Power Hedge profile picture
At below $5, GLOG could literally liquidate itself and profit. The tankers alone are worth more than that!
My $$ is on TGP. 3.85 DCF coverage of distribution, paying down debt, buying back stock, no new ships on order, and current fleet under LT contract. Buy, hold, DRIP, and retire rich!! P.S. the distribution goes to $.25 on next payout so figure your return on that basis.
Pitivier profile picture
TGP THE same situation wait for me 4$ to buy
GLOG made out ok but the unit holders of GLOP got screwed. Five of the six steam ships were on the books of GLOP. Management only gave rosy guidance when they knew that problems were developing with the steam ships. They kept the problem hidden.

They knew problems were developing so they ran out and cancelled the IDRs and issued GLOG a boat load of shares to lessen the impact when GLOP whacked their dividend. Helped keep the cash flow to GLOG going.

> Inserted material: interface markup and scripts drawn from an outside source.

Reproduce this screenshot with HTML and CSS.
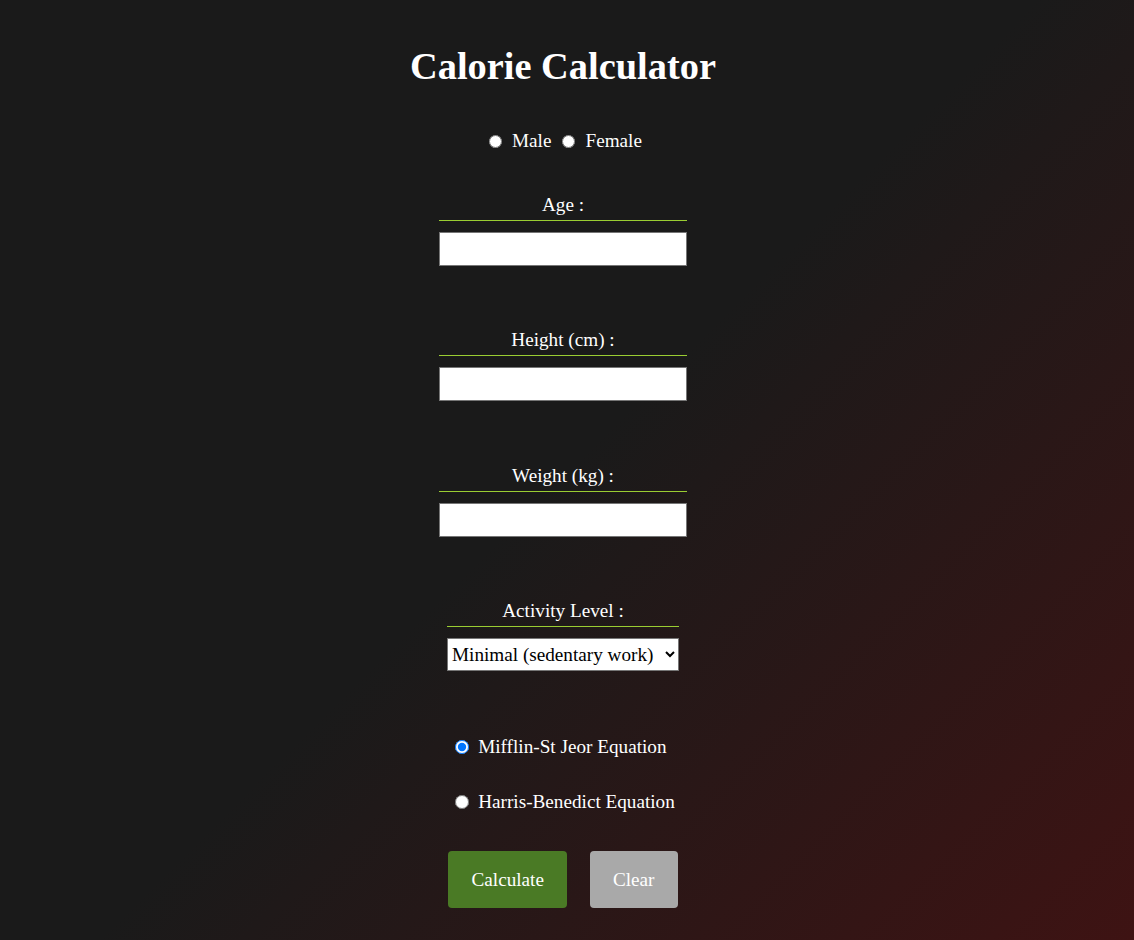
FILE: index.html
```html
<!DOCTYPE html>
<html lang="en">
<head>
<meta charset="utf-8">
<title>Calorie Calculator</title>
<link rel="stylesheet" href="styles.css">
</head>
<body>
<main class="page">
  <h1 class="title">Calorie Calculator</h1>

  <div class="gender">
    <label class="choice"><input type="radio" name="gender" value="male"><span>Male</span></label>
    <label class="choice"><input type="radio" name="gender" value="female"><span>Female</span></label>
  </div>

  <div class="field">
    <label class="field-label" for="age">Age :</label>
    <input class="text-input" id="age" type="text">
  </div>

  <div class="field">
    <label class="field-label" for="height">Height (cm) :</label>
    <input class="text-input" id="height" type="text">
  </div>

  <div class="field field-weight">
    <label class="field-label" for="weight">Weight (kg) :</label>
    <input class="text-input" id="weight" type="text">
  </div>

  <div class="field field-activity">
    <label class="field-label" for="activity">Activity Level :</label>
    <select class="select" id="activity">
      <option>Minimal (sedentary work)</option>
      <option>Light (1-3 times a week)</option>
      <option>Moderate (3-5 times a week)</option>
      <option>High (6-7 times a week)</option>
    </select>
  </div>

  <div class="equations">
    <label class="choice eq"><input type="radio" name="eq" value="mifflin" checked><span>Mifflin-St Jeor Equation</span></label>
    <label class="choice eq"><input type="radio" name="eq" value="harris"><span>Harris-Benedict Equation</span></label>
  </div>

  <div class="buttons">
    <button class="btn btn-calc" type="button">Calculate</button>
    <button class="btn btn-clear" type="button">Clear</button>
  </div>
</main>
</body>
</html>
```

FILE: styles.css
```css
html, body {
  margin: 0;
  padding: 0;
  min-height: 100%;
}

body {
  min-height: 100vh;
  background: linear-gradient(135deg, #1a1a1a 50%, #3e1313 100%);
  color: #ffffff;
  font-family: "Liberation Serif", "Times New Roman", serif;
  font-size: 19.2px;
  line-height: 22px;
  padding-right: 8px;
  box-sizing: border-box;
}

.page {
  display: flex;
  flex-direction: column;
  align-items: center;
  padding-top: 44px;
  padding-bottom: 32px;
}

.title {
  margin: 0;
  font-size: 38.4px;
  line-height: 44px;
  font-weight: bold;
}

.gender {
  display: flex;
  gap: 11px;
  margin-top: 42px;
  margin-left: 5px;
}

.choice {
  display: flex;
  align-items: center;
  gap: 10px;
}

.choice input {
  margin: 0;
  width: 13px;
  height: 13px;
}

.field {
  display: flex;
  flex-direction: column;
  align-items: stretch;
  margin-top: 42px;
}

.field + .field {
  margin-top: 63px;
}

.field + .field-weight {
  margin-top: 64px;
}

.field + .field-activity {
  margin-top: 63px;
}

.field-label {
  text-align: center;
  padding-bottom: 4px;
  border-bottom: 1px solid #9acd32;
  margin-bottom: 11px;
}

.text-input {
  box-sizing: border-box;
  width: 248px;
  height: 34px;
  margin: 0;
  border: 1px solid #767676;
  background: #ffffff;
  font: inherit;
}

.select {
  box-sizing: border-box;
  width: 232px;
  height: 33px;
  margin: 0;
  border: 1px solid #767676;
  background: #ffffff;
  color: #000000;
  font: inherit;
  border-radius: 0;
  padding: 0;
}

.equations {
  display: flex;
  flex-direction: column;
  align-items: flex-start;
  gap: 33px;
  margin-top: 65px;
  margin-left: 4px;
}

.eq {
  gap: 9px;
}

.eq input {
  width: 14px;
  height: 14px;
}

.buttons {
  display: flex;
  gap: 23px;
  margin-top: 38px;
}

.btn {
  border: none;
  border-radius: 4px;
  color: #ffffff;
  font: inherit;
  height: 57px;
  padding: 0 23px;
  cursor: pointer;
}

.btn-calc {
  background: #4a7a25;
}

.btn-clear {
  background: #a9a9a9;
}
```
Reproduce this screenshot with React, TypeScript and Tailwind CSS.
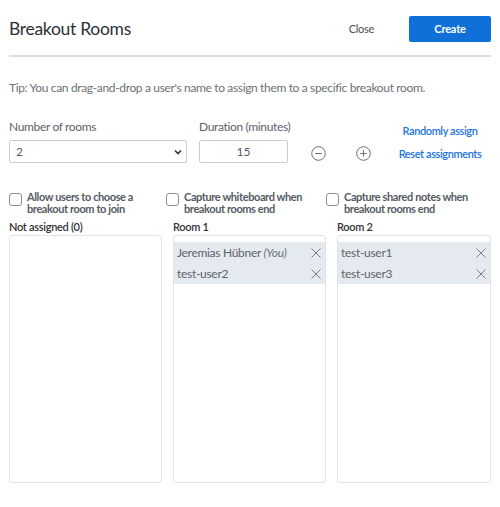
import React from "react";

const font = { fontFamily: "Lato, 'Noto Sans', sans-serif" };

function Check({ label }: { label: string }) {
  return (
    <div className="flex items-start gap-[5px]">
      <div className="mt-[2px] h-[13px] w-[13px] shrink-0 rounded-[3px] border border-[#8a8f96] bg-white" />
      <div className="whitespace-pre text-[11px] font-bold leading-[12px] tracking-[-0.4px] text-[#555b63]">{label}</div>
    </div>
  );
}

function XIcon() {
  return (
    <svg width="10" height="10" viewBox="0 0 10 10" className="shrink-0">
      <path d="M0.5 0.5 L9.5 9.5 M9.5 0.5 L0.5 9.5" stroke="#7a7f86" strokeWidth="1" fill="none" />
    </svg>
  );
}

function Item({ name, you }: { name: string; you?: boolean }) {
  return (
    <div className="flex h-[21px] items-center justify-between bg-[#e5eaf1] pl-[3px] pr-[4px]">
      <span className="text-[12px] tracking-[-0.3px] text-[#5d636b]">
        {name}
        {you && <i className="text-[#6d737b]"> (You)</i>}
      </span>
      <XIcon />
    </div>
  );
}

function Column({ title, items, w }: { title: string; items: { name: string; you?: boolean }[]; w: string }) {
  return (
    <div className={`flex flex-col ${w}`}>
      <div className="h-[17px] text-[11px] font-semibold leading-[17px] tracking-[-0.3px] text-[#333]">{title}</div>
      <div className="h-[248px] rounded-[3px] border border-[#dfe2e7] pt-[6px]">
        {items.map((it) => (
          <Item key={it.name} name={it.name} you={it.you} />
        ))}
      </div>
    </div>
  );
}

export default function App() {
  return (
    <div className="h-[507px] w-[500px] bg-white px-[9px] pt-[16px]" style={font}>
      <div className="flex h-[26px] items-center justify-between">
        <div className="text-[17.5px] leading-[26px] tracking-[-0.3px] text-[#2d3136]">Breakout Rooms</div>
        <div className="flex items-center">
          <span className="mr-[35px] text-[11px] tracking-[-0.3px] text-[#4a4f55]">Close</span>
          <div className="flex h-[26px] w-[82px] items-center justify-center rounded-[2px] bg-[#0f70d7] text-[11px] font-bold tracking-[-0.2px] text-white">
            Create
          </div>
        </div>
      </div>
      <div className="mt-[13px] h-[2px] bg-[#dde1e7]" />
      <div className="mt-[22px] text-[12px] leading-[18px] tracking-[-0.35px] text-[#6b7178]">
        Tip: You can drag-and-drop a user's name to assign them to a specific breakout room.
      </div>
      <div className="mt-[21px] flex">
        <div className="flex w-[178px] flex-col">
          <div className="text-[12px] leading-[18px] tracking-[-0.35px] text-[#5d636b]">Number of rooms</div>
          <div className="mt-[4px] flex h-[23px] items-center justify-between rounded-[2px] border border-[#c9ced5] pl-[6px] pr-[3px]">
            <span className="text-[12px] text-[#555b63]">2</span>
            <svg width="10" height="10" viewBox="0 0 10 10">
              <path d="M2 3.5 L5 6.5 L8 3.5" stroke="#333" strokeWidth="1.6" fill="none" />
            </svg>
          </div>
        </div>
        <div className="ml-[12px] flex w-[89px] flex-col">
          <div className="whitespace-nowrap text-[12px] leading-[18px] tracking-[-0.35px] text-[#5d636b]">Duration (minutes)</div>
          <div className="mt-[4px] flex h-[23px] items-center justify-center rounded-[2px] border border-[#c9ced5]">
            <span className="text-[12px] text-[#555b63]">15</span>
          </div>
        </div>
        <div className="ml-[23px] mt-[25px] flex items-center gap-[30px]">
          <svg width="15" height="15" viewBox="0 0 15 15">
            <circle cx="7.5" cy="7.5" r="6.8" stroke="#6b7178" strokeWidth="1" fill="none" />
            <path d="M4.2 7.5 H10.8" stroke="#6b7178" strokeWidth="1" />
          </svg>
          <svg width="15" height="15" viewBox="0 0 15 15">
            <circle cx="7.5" cy="7.5" r="6.8" stroke="#6b7178" strokeWidth="1" fill="none" />
            <path d="M4.2 7.5 H10.8 M7.5 4.2 V10.8" stroke="#6b7178" strokeWidth="1" />
          </svg>
        </div>
        <div className="ml-auto mr-[9px] flex w-[84px] flex-col items-center pt-[4px]">
          <div className="whitespace-nowrap text-[11px] font-semibold leading-[18px] tracking-[-0.4px] text-[#1a73e0]">Randomly assign</div>
          <div className="mt-[5px] whitespace-nowrap text-[11px] font-semibold leading-[18px] tracking-[-0.4px] text-[#1a73e0]">Reset assignments</div>
        </div>
      </div>
      <div className="mt-[28px] flex">
        <div className="w-[157px]">
          <Check label={"Allow users to choose a\nbreakout room to join"} />
        </div>
        <div className="w-[160px]">
          <Check label={"Capture whiteboard when\nbreakout rooms end"} />
        </div>
        <div className="flex-1">
          <Check label={"Capture shared notes when\nbreakout rooms end"} />
        </div>
      </div>
      <div className="mt-[3px] flex justify-between">
        <Column w="w-[153px]" title="Not assigned (0)" items={[]} />
        <Column
          w="w-[153px]"
          title="Room 1"
          items={[{ name: "Jeremias Hübner", you: true }, { name: "test-user2" }]}
        />
        <Column w="w-[154px]" title="Room 2" items={[{ name: "test-user1" }, { name: "test-user3" }]} />
      </div>
    </div>
  );
}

Well investors have seen through this and the shares of both GLOG and GLOP have been decimated.
Panzerman profile picture
GLOG.....I have it and it has hurt me as the stock price collapsed. However, as with many things these days, the shares have been sold off in panic. That said the company is in a decade plus growth area and is one of the better run LNG companies available in the market. So with some time and patience, this will work out. Lots of paranoia in the market at this time.